Mobsters surround their target so it is impossible for them to defend themselves. No matter how the survivor responds, they cannot protect themselves as they face attacks from every direction. By fending off one attack, they are left open for another part of the mob to attack them. Eventually they come to recognize there is no escape except to leave.
An example from my narrative illustrates this aspect of workplace mobbing.
At 4:37 pm on a Friday, my principal emailed me to state an at-risk student would no longer be in my social studies class or the team’s ELA class. This notification came as a surprise to me and the ELA teacher as it ignored a behavior plan we had just written for this student. Two weeks priors, we reached out to the student’s parents and agreed she had until the end of the quarter (roughly five weeks) to demonstrate improvement or we would place her back in general study classes. This plan was communicated and approved (via an email) to our principal. Yet now the principal was removing her from our classes ahead of schedule. I emailed back, asking if she was part of our team still, and then left the building for the weekend.

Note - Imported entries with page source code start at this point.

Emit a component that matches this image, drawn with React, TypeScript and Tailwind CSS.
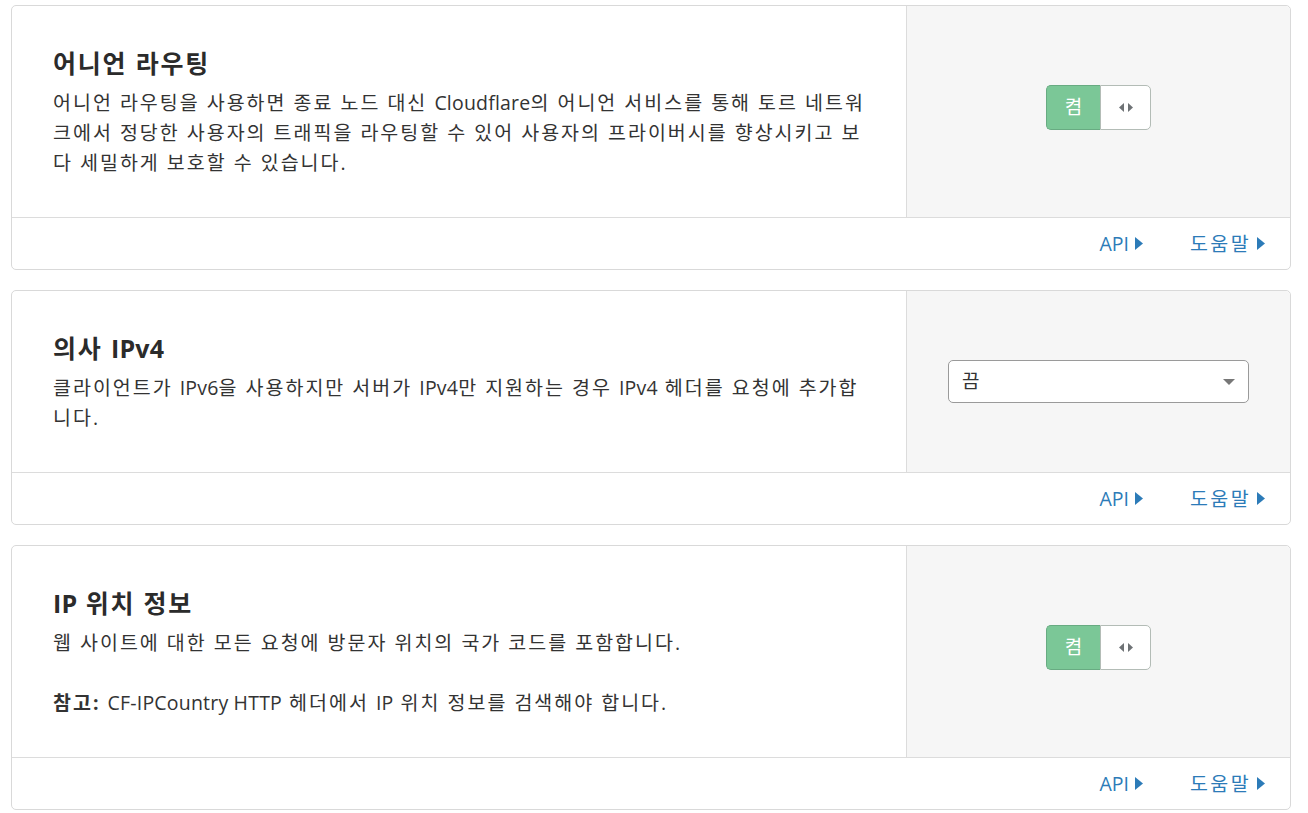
import React from 'react';

const font = { fontFamily: '"Open Sans", "Noto Sans CJK KR", sans-serif' };

// Hangul in the reference runs wider than Noto's, so Korean gets tracking and Latin runs keep theirs
const Ko: React.FC<{ text: string }> = ({ text }) => (
  <>
    {text.split(/([A-Za-z0-9\-]+(?:[ ][A-Za-z0-9\-]+)*)/).map((part, i) =>
      /[A-Za-z0-9]/.test(part) ? (
        <span key={i} className="tracking-[0.2px]">{part}</span>
      ) : (
        <React.Fragment key={i}>{part}</React.Fragment>
      )
    )}
  </>
);

const Caret: React.FC = () => (
  <svg width="8" height="13" viewBox="0 0 8 13" className="ml-[6px]">
    <path d="M0 0 L8 6.5 L0 13 Z" fill="currentColor" />
  </svg>
);

const Toggle: React.FC = () => (
  <div className="mb-[8px] flex h-[45px] w-[105px] rounded-[5px]">
    <div className="flex w-[54px] items-center justify-center rounded-l-[5px] border border-r-0 border-[#68ab82] bg-[#7bc797] text-[19px] text-white">
      켬
    </div>
    <div className="flex flex-1 items-center justify-center rounded-r-[5px] border border-[#b3bcb6] bg-white">
      <svg width="14" height="9" viewBox="0 0 14 9">
        <path d="M5 0 L0 4.5 L5 9 Z" fill="#6e7275" />
        <path d="M9 0 L14 4.5 L9 9 Z" fill="#6e7275" />
      </svg>
    </div>
  </div>
);

const Select: React.FC = () => (
  <div className="flex h-[43px] w-[301px] items-center justify-between rounded-[5px] border border-[#9a9a9a] bg-white pl-[13px] pr-[13px] text-[19px] text-[#333]">
    <span>끔</span>
    <svg width="12" height="6" viewBox="0 0 12 6">
      <path d="M0 0 L12 0 L6 6 Z" fill="#777" />
    </svg>
  </div>
);

interface CardProps {
  title: string;
  children: React.ReactNode;
  control: React.ReactNode;
}

const SettingCard: React.FC<CardProps> = ({ title, children, control }) => (
  <div className="w-[1280px] rounded-[5px] border border-[#d9d9d9] bg-white">
    <div className="flex">
      <div className="w-[894px] pl-[41px] pr-[28px] pt-[42px] pb-[39px]">
        <h3 className="mb-[10px] text-[25px] leading-[30px] font-bold tracking-[1.8px] text-[#2b2b2b]">
          <Ko text={title} />
        </h3>
        <div className="text-[19.5px] leading-[30px] tracking-[2px] text-[#333]">{children}</div>
      </div>
      <div className="flex flex-1 items-center justify-center rounded-tr-[5px] border-l border-[#dcdcdc] bg-[#f6f6f6]">
        {control}
      </div>
    </div>
    <div className="flex h-[52px] items-center justify-end border-t border-[#dcdcdc] pr-[25px] text-[19.5px] text-[#2c7bb8]">
      <a className="flex items-center">API<Caret /></a>
      <a className="ml-[47px] flex items-center tracking-[2.4px]">도움말<Caret /></a>
    </div>
  </div>
);

const App: React.FC = () => {
  return (
    <div className="min-h-screen bg-white pl-[11px] pt-[5px]" style={font}>
      <div className="flex flex-col gap-[20px]">
        <SettingCard title="어니언 라우팅" control={<Toggle />}>
          <Ko text="어니언 라우팅을 사용하면 종료 노드 대신 Cloudflare의 어니언 서비스를 통해 토르 네트워크에서 정당한 사용자의 트래픽을 라우팅할 수 있어 사용자의 프라이버시를 향상시키고 보다 세밀하게 보호할 수 있습니다." />
        </SettingCard>
        <SettingCard title="의사 IPv4" control={<Select />}>
          <Ko text="클라이언트가 IPv6을 사용하지만 서버가 IPv4만 지원하는 경우 IPv4 헤더를 요청에 추가합니다." />
        </SettingCard>
        <SettingCard title="IP 위치 정보" control={<Toggle />}>
          <p className="mb-[30px]">
            <Ko text="웹 사이트에 대한 모든 요청에 방문자 위치의 국가 코드를 포함합니다." />
          </p>
          <p>
            <strong className="font-bold">참고:</strong> <Ko text="CF-IPCountry HTTP 헤더에서 IP 위치 정보를 검색해야 합니다." />
          </p>
        </SettingCard>
      </div>
    </div>
  );
};

export default App;
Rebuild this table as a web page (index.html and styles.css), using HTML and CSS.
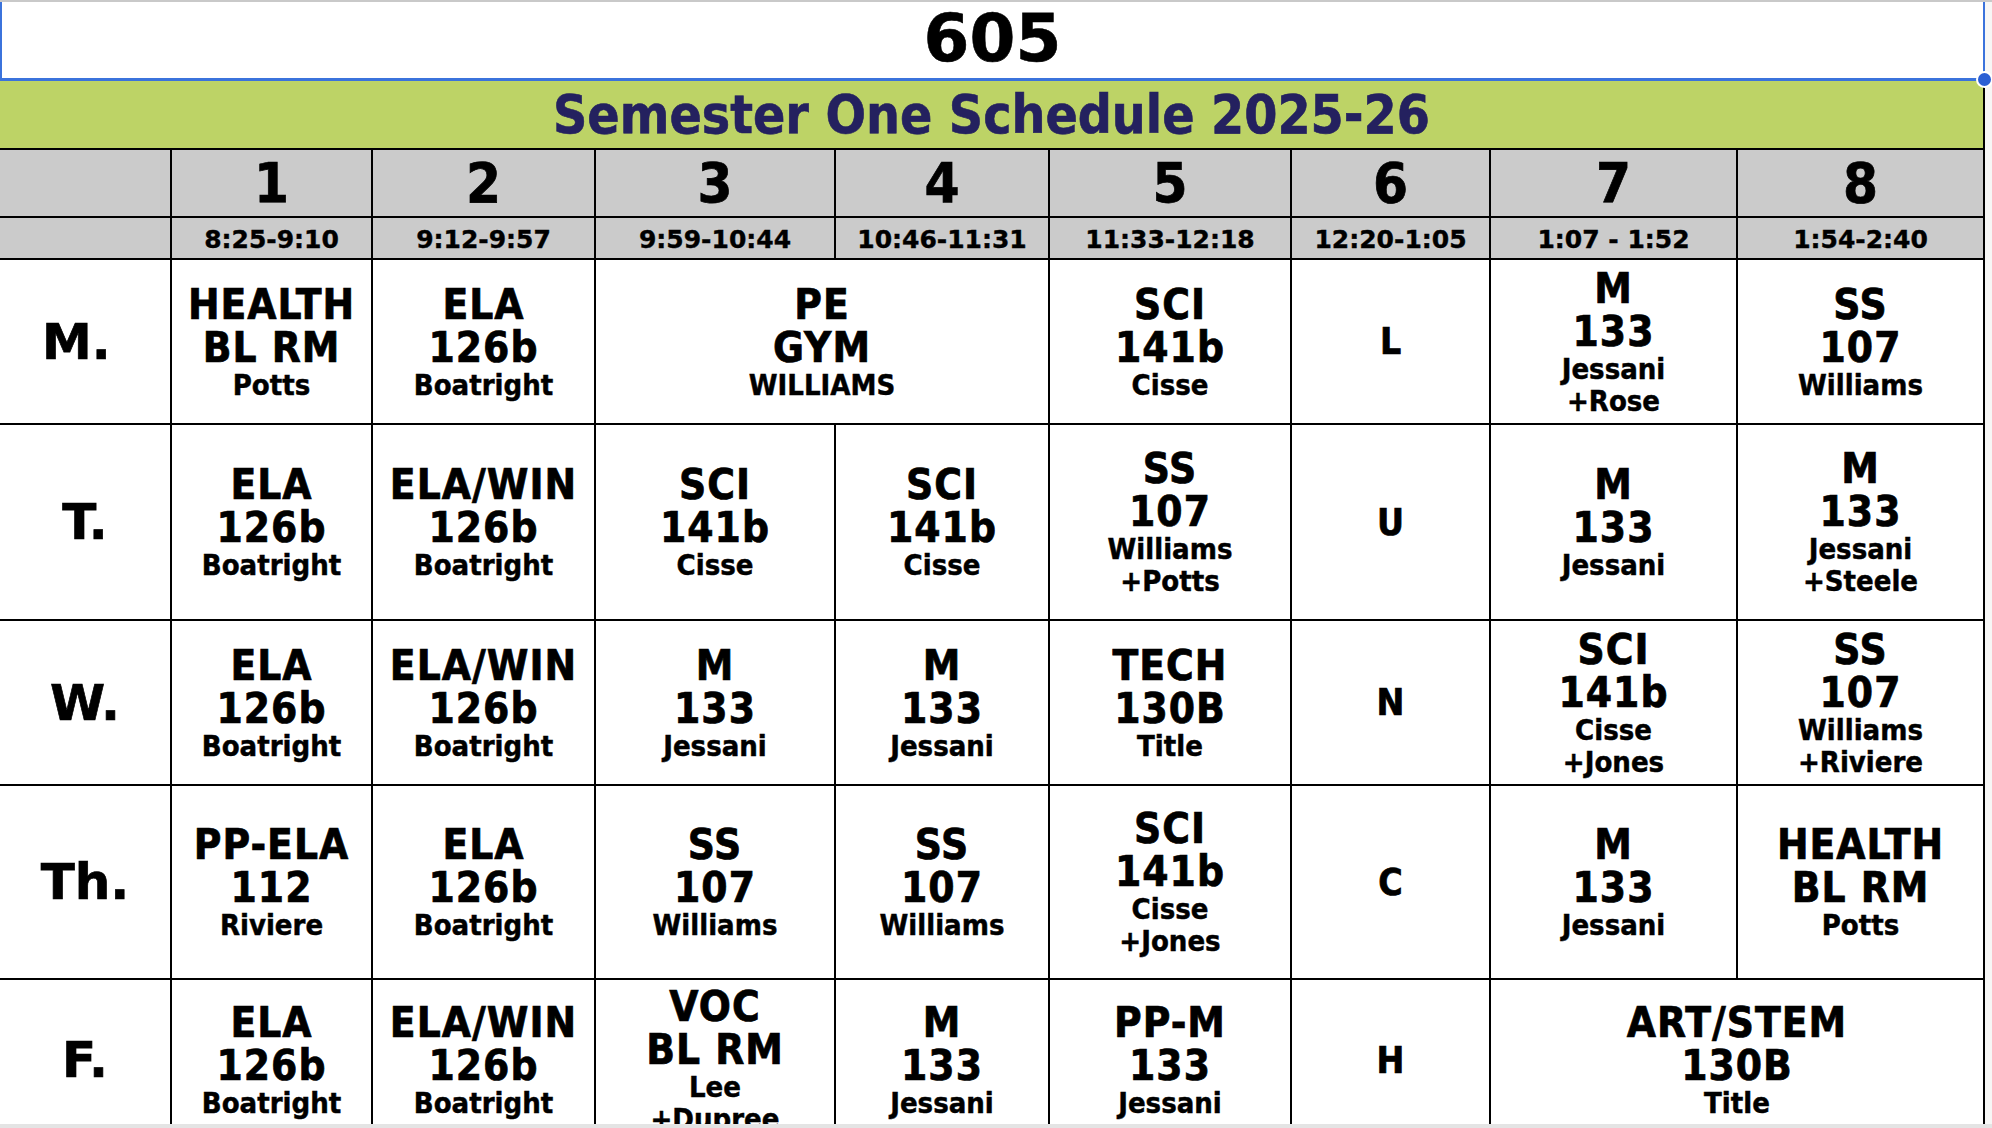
FILE: index.html
```html
<!DOCTYPE html>
<html lang="en">
<head>
<meta charset="utf-8">
<title>605 Schedule</title>
<link rel="stylesheet" href="styles.css">
</head>
<body>
<div class="sheet">
  <div class="topline"></div>
  <div class="name-cell">605<span class="handle"></span></div>
  <div class="banner">Semester One Schedule 2025-26</div>
  <div class="grid">
    <div class="cell head"></div>
    <div class="cell head num">1</div>
    <div class="cell head num">2</div>
    <div class="cell head num">3</div>
    <div class="cell head num">4</div>
    <div class="cell head num">5</div>
    <div class="cell head num">6</div>
    <div class="cell head num">7</div>
    <div class="cell head num">8</div>

    <div class="cell head"></div>
    <div class="cell head time">8:25-9:10</div>
    <div class="cell head time">9:12-9:57</div>
    <div class="cell head time">9:59-10:44</div>
    <div class="cell head time">10:46-11:31</div>
    <div class="cell head time">11:33-12:18</div>
    <div class="cell head time">12:20-1:05</div>
    <div class="cell head time">1:07 - 1:52</div>
    <div class="cell head time">1:54-2:40</div>

    <div class="cell day">M. </div>
    <div class="cell"><div class="big">HEALTH</div><div class="big">BL RM</div><div class="small">Potts</div></div>
    <div class="cell"><div class="big">ELA</div><div class="big">126b</div><div class="small">Boatright</div></div>
    <div class="cell span2"><div class="big">PE</div><div class="big">GYM</div><div class="small">WILLIAMS</div></div>
    <div class="cell"><div class="big">SCI</div><div class="big">141b</div><div class="small">Cisse</div></div>
    <div class="cell lunch">L</div>
    <div class="cell"><div class="big">M</div><div class="big">133</div><div class="small">Jessani</div><div class="small">+Rose</div></div>
    <div class="cell"><div class="big">SS</div><div class="big">107</div><div class="small">Williams</div></div>

    <div class="cell day">T.</div>
    <div class="cell"><div class="big">ELA</div><div class="big">126b</div><div class="small">Boatright</div></div>
    <div class="cell"><div class="big">ELA/WIN</div><div class="big">126b</div><div class="small">Boatright</div></div>
    <div class="cell"><div class="big">SCI</div><div class="big">141b</div><div class="small">Cisse</div></div>
    <div class="cell"><div class="big">SCI</div><div class="big">141b</div><div class="small">Cisse</div></div>
    <div class="cell"><div class="big">SS</div><div class="big">107</div><div class="small">Williams</div><div class="small">+Potts</div></div>
    <div class="cell lunch">U</div>
    <div class="cell"><div class="big">M</div><div class="big">133</div><div class="small">Jessani</div></div>
    <div class="cell"><div class="big">M</div><div class="big">133</div><div class="small">Jessani</div><div class="small">+Steele</div></div>

    <div class="cell day">W.</div>
    <div class="cell"><div class="big">ELA</div><div class="big">126b</div><div class="small">Boatright</div></div>
    <div class="cell"><div class="big">ELA/WIN</div><div class="big">126b</div><div class="small">Boatright</div></div>
    <div class="cell"><div class="big">M</div><div class="big">133</div><div class="small">Jessani</div></div>
    <div class="cell"><div class="big">M</div><div class="big">133</div><div class="small">Jessani</div></div>
    <div class="cell"><div class="big">TECH</div><div class="big">130B</div><div class="small">Title</div></div>
    <div class="cell lunch">N</div>
    <div class="cell"><div class="big">SCI</div><div class="big">141b</div><div class="small">Cisse</div><div class="small">+Jones</div></div>
    <div class="cell"><div class="big">SS</div><div class="big">107</div><div class="small">Williams</div><div class="small">+Riviere</div></div>

    <div class="cell day">Th.</div>
    <div class="cell"><div class="big">PP-ELA</div><div class="big">112</div><div class="small">Riviere</div></div>
    <div class="cell"><div class="big">ELA</div><div class="big">126b</div><div class="small">Boatright</div></div>
    <div class="cell"><div class="big">SS</div><div class="big">107</div><div class="small">Williams</div></div>
    <div class="cell"><div class="big">SS</div><div class="big">107</div><div class="small">Williams</div></div>
    <div class="cell"><div class="big">SCI</div><div class="big">141b</div><div class="small">Cisse</div><div class="small">+Jones</div></div>
    <div class="cell lunch">C</div>
    <div class="cell"><div class="big">M</div><div class="big">133</div><div class="small">Jessani</div></div>
    <div class="cell"><div class="big">HEALTH</div><div class="big">BL RM</div><div class="small">Potts</div></div>

    <div class="cell day">F.</div>
    <div class="cell"><div class="big">ELA</div><div class="big">126b</div><div class="small">Boatright</div></div>
    <div class="cell"><div class="big">ELA/WIN</div><div class="big">126b</div><div class="small">Boatright</div></div>
    <div class="cell"><div class="big">VOC</div><div class="big">BL RM</div><div class="small">Lee</div><div class="small">+Dupree</div></div>
    <div class="cell"><div class="big">M</div><div class="big">133</div><div class="small">Jessani</div></div>
    <div class="cell"><div class="big">PP-M</div><div class="big">133</div><div class="small">Jessani</div></div>
    <div class="cell lunch">H</div>
    <div class="cell span2"><div class="big">ART/STEM</div><div class="big">130B</div><div class="small">Title</div></div>
  </div>
</div>
<div class="hscroll"></div>
</body>
</html>
```

FILE: styles.css
```css
html, body {
  margin: 0;
  padding: 0;
  background: #f7f7f6;
}

body {
  width: 1992px;
  height: 1128px;
  overflow: hidden;
  font-family: "DejaVu Sans Condensed", "DejaVu Sans", sans-serif;
  font-weight: bold;
  color: #000;
}

.sheet {
  width: 1985px;
  display: flex;
  flex-direction: column;
  background: #fff;
}

.topline {
  height: 2px;
  background: #c9c9c9;
  width: 1992px;
}

.name-cell {
  position: relative;
  background: #fff;
  border-left: 2px solid #3b73dc;
  border-right: 2px solid #3b73dc;
  border-bottom: 3px solid #3b73dc;
  display: flex;
  align-items: center;
  justify-content: center;
  font-family: "DejaVu Sans", sans-serif;
  font-size: 66px;
  line-height: 1;
  padding-bottom: 2px;
  box-sizing: content-box;
  height: 74px;
  -webkit-text-stroke: 0.6px #000;
}

.handle {
  position: absolute;
  right: -10px;
  bottom: -10px;
  width: 13px;
  height: 13px;
  border-radius: 50%;
  background: #2b5fd3;
  border: 2px solid #ffffff;
}

.banner {
  height: 67px;
  background: #bdd366;
  color: #24215f;
  font-size: 53px;
  display: flex;
  align-items: center;
  justify-content: center;
  border-right: 2px solid #000;
  -webkit-text-stroke: 0.6px #24215f;
}

.grid {
  display: grid;
  grid-template-columns: 170px 199px 221px 238px 212px 240px 197px 245px 245px;
  grid-template-rows: 66px 40px 163px 194px 163px 192px 160px;
  gap: 2px;
  background: #000;
  border-top: 2px solid #000;
  border-right: 2px solid #000;
}

.cell {
  background: #fff;
  display: flex;
  flex-direction: column;
  align-items: center;
  justify-content: center;
  text-align: center;
  -webkit-text-stroke: 0.7px #000;
}

.head {
  background: #cbcbcb;
}

.num {
  font-size: 56px;
  line-height: 1;
}

.time {
  font-family: "DejaVu Sans", sans-serif;
  font-size: 25px;
  line-height: 1;
  padding-top: 2px;
  -webkit-text-stroke: 0.4px #000;
}

.day {
  font-family: "DejaVu Sans", sans-serif;
  font-size: 50px;
  line-height: 1;
  white-space: pre;
}

.lunch {
  font-size: 37px;
  line-height: 1;
}

.span2 {
  grid-column: span 2;
}

.big {
  font-size: 42px;
  line-height: 43px;
  letter-spacing: 1px;
  white-space: nowrap;
}

.small {
  font-size: 29px;
  line-height: 32px;
  white-space: nowrap;
  -webkit-text-stroke: 0.45px #000;
}

.hscroll {
  position: fixed;
  left: 0;
  bottom: 0;
  width: 1992px;
  height: 4px;
  background: #e4e4e4;
}
```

Upon arriving on Monday, I learned, minutes before her arrival, that she was no longer on our team. I explained this to the student and then sent her to her new 1st period class, an employee who I recognized as a mobster. At this point, one of my mobsters called me and wanted to know why she was not informed about this student’s schedule change. I then explained our principal had made the decision. Immediately after I hung up the phone, a second mobster approached me in the hallway and said the student was upset as no one had called her parents to tell her what was happening.
I felt like I could not win in how I responded to this scenario. My principle had attempted to support my team’s high expectations for students yet he did so in a cloud of confusion that lacked any explanation as to why. It was just a directive: she will be moving. If I bad mouthed this decision, my perceived mobsters could use it against me. They could tell him, which would make me look unappreciative. He could then use their report to say I went public with my sexual harassment complaint not to advocate change but because I disliked him and was vindictive. (This all occurred after I filed my formal sexual harassment complaint to know my free speech rights regarding my 2011 sexual harassment complaint.) To do nothing, however, meant my reputation was called into question as I was the one who did not contact the parents or the now upset student over the weekend. I either looked incompetent or disrespectful. I felt like I could not win.
At team time that week, one of my perceived mobsters showed up and again pointed out someone had mishandled the student’s situation. This was a win-win for her as she looked like she was not in cahoots with administration and was an advocate for student’s rights. Yet I knew privately this was not the case. When the second mobster came up to me in the hallway and said the student was upset by her schedule change, she messed up and signaled there was more to the story than she was telling me.
When the second perceived mobster met me in the hallway to ask me if anyone had contacted the student’s parents about the schedule change, I replied I had not and that she should send the student to the counselors for a printed copy of her new schedule. She then said, “Isn’t she ELL?” (English Language Learner). I told her I was not aware of that. I emailed her later in the week and asked her how she knew that. She responded that she remembered seeing her name on an assessment tool she used for her ELL students. She then followed up via an email an hour later, saying she checked and did not see the student’s name on the ELL assessment tool. I, meanwhile, checked our electronic academic records system and determined there was nothing in there that signaled she was ELL.
When my other mobster came to team the next week, I asked them how staff knew if someone was formerly in the ELL program. I was trying to see if they would lie and also if there was something I was missing in what I was perceiving. I pulled up the student's online records and showed them there was no annotation system for recording one's ELL history there. They then, after much probing and multiple inquires, confirmed the only way a teacher could know a student's past ELL information is if they went through a student’s cumulative file. Yet my mobster would not have had time to read the student’s file. My principal emailed us after 4:30 on Friday that the student was being moved. She told me she thought the student was ELL at 8:30 that Monday morning. She had to have learned about the student’s ELL status some other way as she would not have had time to check out the student’s file from the counselor’s office. In other words, someone who knew the student was ELL had to tell her, and I knew all the teachers on my team were never told she was ELL. My perceived mobster was not forthcoming in telling me how she knew her ELL status. She told me it was from an ELL assessment tool but then later backtracked her story. In the end, I was left with the impression that she had to get this information from someone else, and based on her deception, it was someone she was protecting.
Workplace mobbing is defined as any intentional, intimidating, manipulative plot to ruin an employee’s reputation, work, or mental health in order to push them out of a position or company.